Search, plus Your World
2012-01-15 04:39:04
/Google

In mid-2009, I had a wonderful idea of integrating people's evaluations into search engines. That was based on my own search habits. Most of my search queries are about science and technology. The quality of these kinds of materials tends to be stable, which means a good article will always be good regardless of the time of search. That's how we define classic articles. Queries about science and technology are usually topic-centric. When we want to know about a topic, the best answer is often the classic articles.

But to figure out classic articles requires expert knowledge. An expert's evaluation about his/her speciality is much more helpful than a layman's. Thus your search experience will be greatly improved with the help of experts' opinion. However, the problem is that you have no way to see their evaluations. You may not know them personally. Even if you happen to read their evaluations somewhere on the Internet, it's very likely that these opinions are in the form of non-structural articles, which means they're hard to be integrated into search engines and it's still difficult to automate the utilization of these evaluations.

So it will be of great help if experts leave their opinions in a structural way. How can this be done? It's simple. They just need to mark a webpage as good or bad in the process of reading. Now you see why Google+ emerges? I've never believed Google+ is simply meant to be a social network from the day of its birth. I strongly believe the main reason of the emergence of Google+ is to improve the quality of Google Web Search.

In my original design, a social network benefits a search engine in a free manner. What do I mean by free? Consider what will happen if some expert doesn't what to share his/her opinion. Does that matter? Usually not, because there will be other experts in the same field who are willing to share and you just need to follow them instead. Another problem is that the opinion of an expert in area A may not be very helpful to a query in area B (they even act as noise). But you can put experts in different groups and set which group to take effect, possibly in different weights, for different queries.
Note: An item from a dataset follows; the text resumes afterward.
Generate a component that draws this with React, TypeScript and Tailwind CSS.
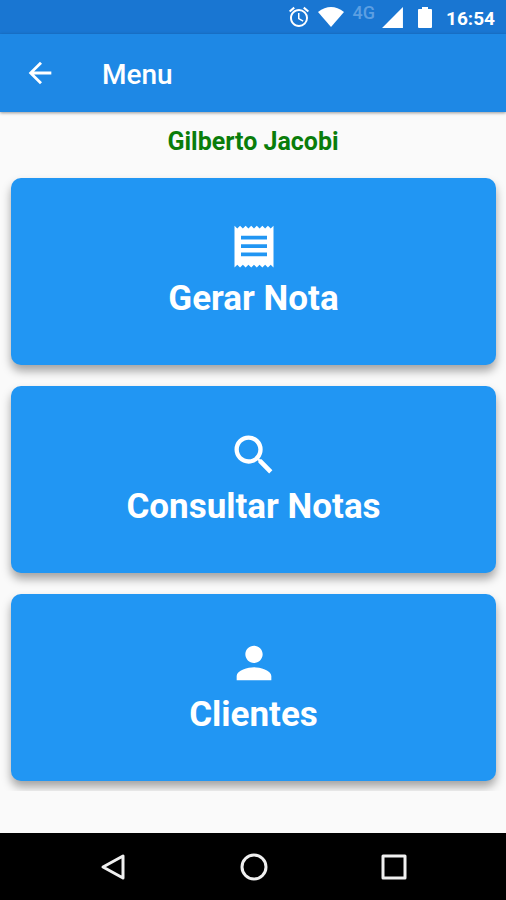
import type { ReactNode } from "react";
import {
    MdAlarm,
    MdArrowBack,
    MdPerson,
    MdSearch,
    MdSignalCellular4Bar,
} from "react-icons/md";

// receipt with seven fine teeth on the top and bottom edges
const ReceiptIcon = ({ className }: { className?: string }) => (
    <svg viewBox="0 0 56 56" className={className} fill="currentColor">
        <path
            fillRule="evenodd"
            d="M7 5l3 3 3-3 3 3 3-3 3 3 3-3 3 3 3-3 3 3 3-3 3 3 3-3 3 3 3-3v45l-3-3-3 3-3-3-3 3-3-3-3 3-3-3-3 3-3-3-3 3-3-3-3 3-3-3-3 3zM14 16v4h28v-4zM14 25v4h28v-4zM14 34v4h28v-4z"
        />
    </svg>
);

const menuItems = [
    { label: "Gerar Nota", icon: ReceiptIcon },
    { label: "Consultar Notas", icon: MdSearch },
    { label: "Clientes", icon: MdPerson },
];

const StatusBar = () => (
    <div className="flex h-[34px] items-center justify-end bg-[#1976d2] pr-[11px] text-white">
        <MdAlarm className="mr-[7px] size-6" />
        <svg viewBox="0 0 26 20" className="mr-[9px] h-5 w-[26px]" fill="currentColor">
            <path d="M0 5Q13-5 26 5L13 20z" />
        </svg>
        <span className="mr-[5px] self-start pt-1 text-lg leading-[18px] font-medium text-[#5c9fe2]">4G</span>
        <MdSignalCellular4Bar className="mr-[13px] size-[25px]" />
        <svg viewBox="0 0 14 21" className="mr-[14px] h-[21px] w-[14px]" fill="currentColor">
            <path d="M4 0h6v2h3a1 1 0 0 1 1 1v17a1 1 0 0 1-1 1H1a1 1 0 0 1-1-1V3a1 1 0 0 1 1-1h3z" />
        </svg>
        <span className="pt-[3px] text-[19px] leading-6 font-bold">16:54</span>
    </div>
);

const AppBar = () => (
    <header className="relative flex h-[78px] items-center bg-[#1e88e5] pl-[23px] text-white shadow-[0_1px_3px_rgba(0,0,0,0.4)]">
        <button type="button" aria-label="Voltar" className="mr-[45px]">
            <MdArrowBack className="size-[34px]" />
        </button>
        <h1 className="pt-1 text-[28px] leading-8 font-medium">Menu</h1>
    </header>
);

const NavButton = ({ label, children }: { label: string; children: ReactNode }) => (
    <button type="button" aria-label={label} className="flex w-[140px] justify-center">
        <svg viewBox="0 0 28 28" className="size-7" fill="none" stroke="#f0f0f0" strokeWidth="3" strokeLinejoin="round">
            {children}
        </svg>
    </button>
);

const App = () => {
    return (
        <div className="flex min-h-screen flex-col bg-[#fafafa] font-[Roboto,sans-serif]">
            <StatusBar />
            <AppBar />

            <main className="grow">
                <p className="pt-[15px] text-center text-[25px] leading-[30px] font-bold text-[#0a7d0a]">
                    Gilberto Jacobi
                </p>
                <div className="flex flex-col gap-[21px] overflow-hidden pt-[21px] pr-[10px] pb-[10px] pl-[11px]">
                    {menuItems.map(({ label, icon: Icon }) => (
                        <button
                            key={label}
                            type="button"
                            className="flex h-[187px] w-full flex-col items-center rounded-[10px] bg-[#2196f3] pt-[43px] text-white shadow-[0_6px_10px_rgba(0,0,0,0.35)]"
                        >
                            <Icon className="size-[52px]" />
                            <span className="mt-1 text-[35px] leading-[44px] font-bold">{label}</span>
                        </button>
                    ))}
                </div>
            </main>

            <nav className="flex h-[67px] items-center justify-center bg-black pl-[2px]">
                <NavButton label="Voltar">
                    <path d="M3 14L23 3V25z" />
                </NavButton>
                <NavButton label="Início">
                    <circle cx="14" cy="14" r="12" />
                </NavButton>
                <NavButton label="Recentes">
                    <rect x="3" y="3" width="22" height="22" />
                </NavButton>
            </nav>
        </div>
    );
};

export default App;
The main advantage of this design is, you have the choice of who affects you. People who post helpful opinions will be followed by more users and become welcome and gain fame. People who post useless opinions, and thus play the role of unwelcome noise, will be discarded by users and only cause limited harm. Therefore the speakers have motivation to make good evaluations. This is the power of natural selection.

At the same time of listeners selecting speakers, speakers also select listeners. Listeners who do bad intentionally by following unwelcome speakers to increase their popularity will be punished, because they'd have much noise in their personal search. This discourages them from doing so.
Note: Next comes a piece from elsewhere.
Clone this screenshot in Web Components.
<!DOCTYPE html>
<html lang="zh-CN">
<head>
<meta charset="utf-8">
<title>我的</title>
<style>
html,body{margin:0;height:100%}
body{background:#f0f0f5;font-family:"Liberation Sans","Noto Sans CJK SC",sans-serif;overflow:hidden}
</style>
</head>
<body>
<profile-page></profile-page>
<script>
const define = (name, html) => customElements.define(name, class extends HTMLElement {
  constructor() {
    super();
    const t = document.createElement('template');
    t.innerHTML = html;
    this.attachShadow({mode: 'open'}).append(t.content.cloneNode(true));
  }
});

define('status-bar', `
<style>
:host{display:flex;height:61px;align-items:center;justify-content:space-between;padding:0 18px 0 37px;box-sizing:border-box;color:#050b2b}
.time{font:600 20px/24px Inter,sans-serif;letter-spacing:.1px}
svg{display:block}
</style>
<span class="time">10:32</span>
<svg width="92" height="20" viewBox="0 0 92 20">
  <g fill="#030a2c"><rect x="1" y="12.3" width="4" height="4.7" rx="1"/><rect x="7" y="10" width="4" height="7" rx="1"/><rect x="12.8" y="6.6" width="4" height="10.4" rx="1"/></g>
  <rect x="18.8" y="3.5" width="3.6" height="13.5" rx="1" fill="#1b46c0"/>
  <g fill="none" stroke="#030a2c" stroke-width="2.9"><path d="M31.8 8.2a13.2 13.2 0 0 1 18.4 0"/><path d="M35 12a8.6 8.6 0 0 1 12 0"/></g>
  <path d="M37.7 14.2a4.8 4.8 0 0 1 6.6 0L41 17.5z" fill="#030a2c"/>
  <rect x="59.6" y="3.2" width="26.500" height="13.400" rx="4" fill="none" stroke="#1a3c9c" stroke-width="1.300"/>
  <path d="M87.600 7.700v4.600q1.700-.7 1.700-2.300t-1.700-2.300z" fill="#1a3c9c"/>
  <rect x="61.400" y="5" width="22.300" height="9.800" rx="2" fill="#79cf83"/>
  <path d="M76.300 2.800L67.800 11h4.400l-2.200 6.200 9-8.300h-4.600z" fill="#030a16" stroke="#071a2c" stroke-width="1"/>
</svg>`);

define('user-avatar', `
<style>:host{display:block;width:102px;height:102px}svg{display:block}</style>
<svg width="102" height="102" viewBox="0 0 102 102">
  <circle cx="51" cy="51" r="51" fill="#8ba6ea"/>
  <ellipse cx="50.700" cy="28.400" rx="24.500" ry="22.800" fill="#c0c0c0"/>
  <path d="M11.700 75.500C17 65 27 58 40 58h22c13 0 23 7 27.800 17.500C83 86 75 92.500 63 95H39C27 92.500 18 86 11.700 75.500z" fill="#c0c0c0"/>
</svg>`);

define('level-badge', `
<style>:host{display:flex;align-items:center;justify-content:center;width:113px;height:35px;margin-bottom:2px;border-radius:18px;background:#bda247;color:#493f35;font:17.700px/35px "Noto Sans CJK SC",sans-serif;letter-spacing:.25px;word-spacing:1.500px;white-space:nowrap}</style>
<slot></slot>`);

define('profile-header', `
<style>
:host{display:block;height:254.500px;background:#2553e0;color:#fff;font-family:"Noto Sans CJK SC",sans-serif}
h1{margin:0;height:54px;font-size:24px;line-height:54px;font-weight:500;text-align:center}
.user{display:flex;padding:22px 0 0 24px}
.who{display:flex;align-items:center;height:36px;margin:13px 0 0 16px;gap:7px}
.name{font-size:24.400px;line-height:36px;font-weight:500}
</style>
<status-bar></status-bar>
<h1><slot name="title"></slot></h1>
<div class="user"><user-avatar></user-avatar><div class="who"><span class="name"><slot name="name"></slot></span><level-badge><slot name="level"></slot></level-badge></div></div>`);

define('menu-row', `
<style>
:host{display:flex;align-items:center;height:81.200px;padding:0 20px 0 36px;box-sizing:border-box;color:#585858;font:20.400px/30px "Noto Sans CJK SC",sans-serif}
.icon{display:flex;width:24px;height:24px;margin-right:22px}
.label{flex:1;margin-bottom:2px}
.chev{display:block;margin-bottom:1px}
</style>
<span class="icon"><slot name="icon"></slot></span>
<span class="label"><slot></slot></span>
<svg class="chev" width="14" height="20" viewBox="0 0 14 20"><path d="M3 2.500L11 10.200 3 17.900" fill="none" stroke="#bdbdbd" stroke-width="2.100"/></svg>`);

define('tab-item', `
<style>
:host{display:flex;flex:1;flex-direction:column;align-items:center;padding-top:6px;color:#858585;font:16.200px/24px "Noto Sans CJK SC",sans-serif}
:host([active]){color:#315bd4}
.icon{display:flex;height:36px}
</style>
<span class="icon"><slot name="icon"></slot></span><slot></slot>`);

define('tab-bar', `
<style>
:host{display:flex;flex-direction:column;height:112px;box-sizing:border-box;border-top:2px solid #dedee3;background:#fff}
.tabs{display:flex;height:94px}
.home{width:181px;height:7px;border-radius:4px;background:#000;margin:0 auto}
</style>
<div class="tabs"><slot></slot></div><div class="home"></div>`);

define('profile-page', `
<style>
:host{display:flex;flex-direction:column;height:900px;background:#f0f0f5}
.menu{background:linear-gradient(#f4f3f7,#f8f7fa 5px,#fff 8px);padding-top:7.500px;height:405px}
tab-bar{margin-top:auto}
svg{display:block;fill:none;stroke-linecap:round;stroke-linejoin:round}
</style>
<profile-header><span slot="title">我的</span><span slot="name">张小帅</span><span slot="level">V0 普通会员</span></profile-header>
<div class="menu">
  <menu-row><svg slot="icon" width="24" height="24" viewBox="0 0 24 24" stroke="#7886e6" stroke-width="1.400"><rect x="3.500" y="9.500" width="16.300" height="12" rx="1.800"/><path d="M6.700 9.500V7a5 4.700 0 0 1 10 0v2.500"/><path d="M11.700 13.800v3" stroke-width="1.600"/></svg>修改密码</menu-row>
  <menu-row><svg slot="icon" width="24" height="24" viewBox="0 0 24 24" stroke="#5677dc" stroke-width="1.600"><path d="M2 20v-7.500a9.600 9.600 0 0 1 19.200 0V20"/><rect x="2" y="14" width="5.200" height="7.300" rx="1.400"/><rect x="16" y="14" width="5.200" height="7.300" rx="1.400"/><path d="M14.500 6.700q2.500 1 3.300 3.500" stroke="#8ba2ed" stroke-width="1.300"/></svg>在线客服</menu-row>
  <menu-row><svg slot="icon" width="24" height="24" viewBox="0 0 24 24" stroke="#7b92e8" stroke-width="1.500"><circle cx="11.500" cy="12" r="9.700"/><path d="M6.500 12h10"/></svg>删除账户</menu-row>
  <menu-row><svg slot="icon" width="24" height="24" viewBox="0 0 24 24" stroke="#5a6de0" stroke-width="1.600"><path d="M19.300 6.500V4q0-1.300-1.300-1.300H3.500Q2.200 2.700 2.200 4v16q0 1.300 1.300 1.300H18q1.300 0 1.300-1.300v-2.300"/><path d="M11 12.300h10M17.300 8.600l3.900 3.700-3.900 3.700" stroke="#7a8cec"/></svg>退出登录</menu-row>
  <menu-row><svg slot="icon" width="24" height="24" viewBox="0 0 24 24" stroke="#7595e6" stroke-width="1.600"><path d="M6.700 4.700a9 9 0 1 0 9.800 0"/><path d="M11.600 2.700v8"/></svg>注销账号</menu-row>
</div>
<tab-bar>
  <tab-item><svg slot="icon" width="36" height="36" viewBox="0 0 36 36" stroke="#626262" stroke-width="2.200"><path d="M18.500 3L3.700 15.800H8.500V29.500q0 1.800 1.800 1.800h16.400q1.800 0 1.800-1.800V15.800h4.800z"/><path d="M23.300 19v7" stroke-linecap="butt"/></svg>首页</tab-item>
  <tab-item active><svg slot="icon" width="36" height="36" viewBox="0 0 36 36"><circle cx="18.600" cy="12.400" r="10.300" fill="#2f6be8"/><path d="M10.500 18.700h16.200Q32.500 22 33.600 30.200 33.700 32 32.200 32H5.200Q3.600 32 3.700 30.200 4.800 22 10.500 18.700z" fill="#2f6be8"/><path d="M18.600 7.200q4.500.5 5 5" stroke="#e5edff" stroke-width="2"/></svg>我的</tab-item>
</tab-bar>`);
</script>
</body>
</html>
Therefore, both speakers and listeners have good motivation guiding their behaviors. Thanks to this loose-coupling design, the whole ecosystem will evolve rather than degenerate.

And what's even more important, the improvement of search quality will attract people to join the social network! This is the power of a service-wide win-win strategy. If there is mutual promotion between two services, users of one service will be encouraged to use the other, and vice versa.

Maybe that's why Google introduces Search, plus Your World. Basically it adds three kinds of information in the search results: personal results, profiles in search, and people and pages.

However, this design doesn't follow my original idea faithfully. For example, you cannot filter evaluations from followees by the groups they are in. And there is too much noise in the personal search results. When I want to find the explanation of a scientific term, the personal results usually contain my followees' own experience with it rather than well-accepted high-quality resources related to it. So I think it pays more attentation to personalization rather than personal recommendation. It's more like a brochure of my followees' posts rather than a high-end recommendation system. Of course there are notices like 'XXX shared this' below some search results, but you know their existence only when you see them passively.

My prediction for the way we search is that it will advance through three stages:

  • Stage 1. A few people will mark webpages as good or not. But their opinions cover only a small part of everyday search, which has limited benefits.

    In this stage, the usual (non-personalized) search will play the main role.

  • Stage 2. A majority of people begin to realize the benefits of personalized search. Due to the advantages of the above design, natural selection will begin to take affect for both speakers and listeners. In the end, mature and stable speaker communities will be formed in various fields.

    In this stage, both non-personalized and personalized search will play the main role.

  • Stage 3. Marked webpages will be more and more important. Almost all search results will fall into two categories: marked and real-time. Real-time results will gradually become marked. But it may be a big challenge to maintain the relationship between speakers and listeners.

    In this stage, personalized search will play the main role, except for real-time results.

Let's see whether this will happen in the next few years.